France last month circulated the proposed resolution on establishing a committee tasked with setting up the UN sanctions blacklist, as fears grow that the West African country is sliding back into turmoil.
Russia, a veto-wielding council member, had expressed reservations about the proposal.
"We are always against the sanctions regime, especially in this particular situation, when one of the parties to the agreement on peace and reconciliation asks for sanctions against the other two parties," said Russian Deputy Ambassador Petr Iliichev on Friday.
"When one party asks for another (to be sanctioned), we can expect a collapse of this agreement," he added.

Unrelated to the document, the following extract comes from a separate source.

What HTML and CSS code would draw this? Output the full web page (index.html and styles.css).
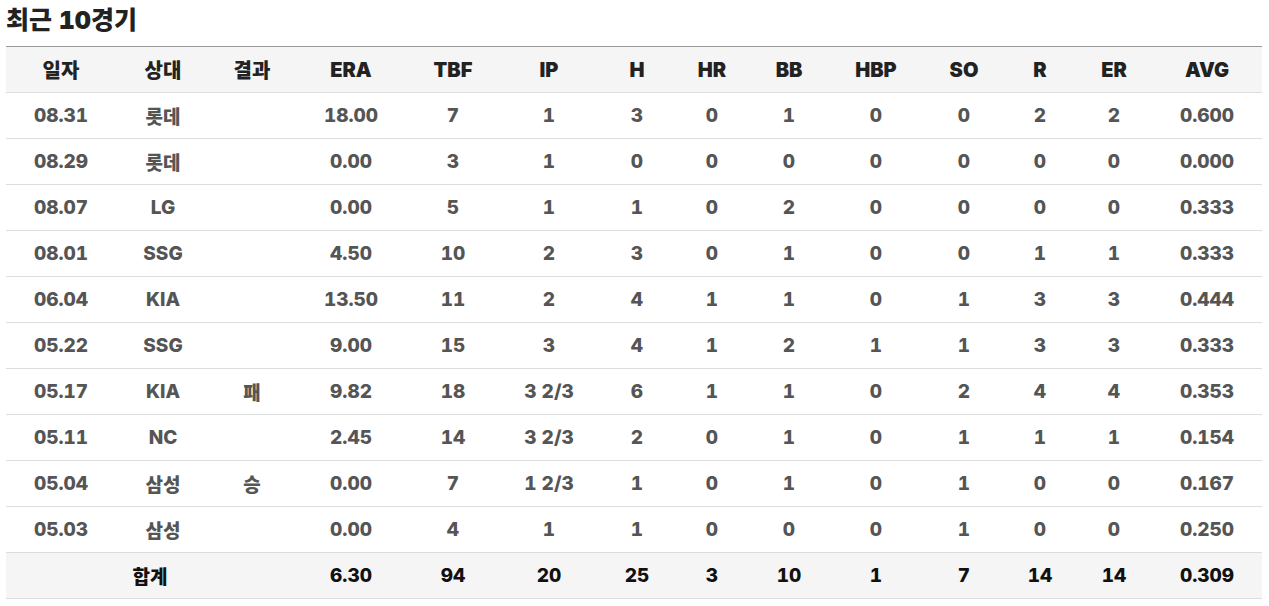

- Mali sanctions blacklist -
Ethiopia, which holds the council presidency this month, scheduled the vote for 10 am (1400 GMT) on Tuesday, at France's request.
Diplomats said they expected the measure to be adopted following talks with the Bamako government.
The resolution would set up a sanctions committee made up of all Security Council members to designate individuals and entities the United Nations would blacklist.
Those on the list would be subject to a global travel ban and an assets freeze.
No names have been submitted, but the draft text states that those who obstruct or delay the peace agreement implementation, block aid deliveries, or attack UN peacekeepers can be blacklisted.
Insurgents have repeatedly attacked the UN peacekeeping force in Mali, which is considered the world's most dangerous UN mission.
Four armed groups active in Mali are already on a separate UN sanctions blacklist for their ties to Al-Qaeda and the Islamic State.
Mali and four neighboring countries -- Burkina Faso, Chad, Mauritania and Niger -- are organizing a counterterrorism force to fight jihadists in the Sahel, a region France has warned could become a haven for extremists.
In the latest attack to shake the region, gunmen opened fire on a restaurant in the Burkina Faso capital of Ouagadougou on August 14, killing 19 people including several foreigners.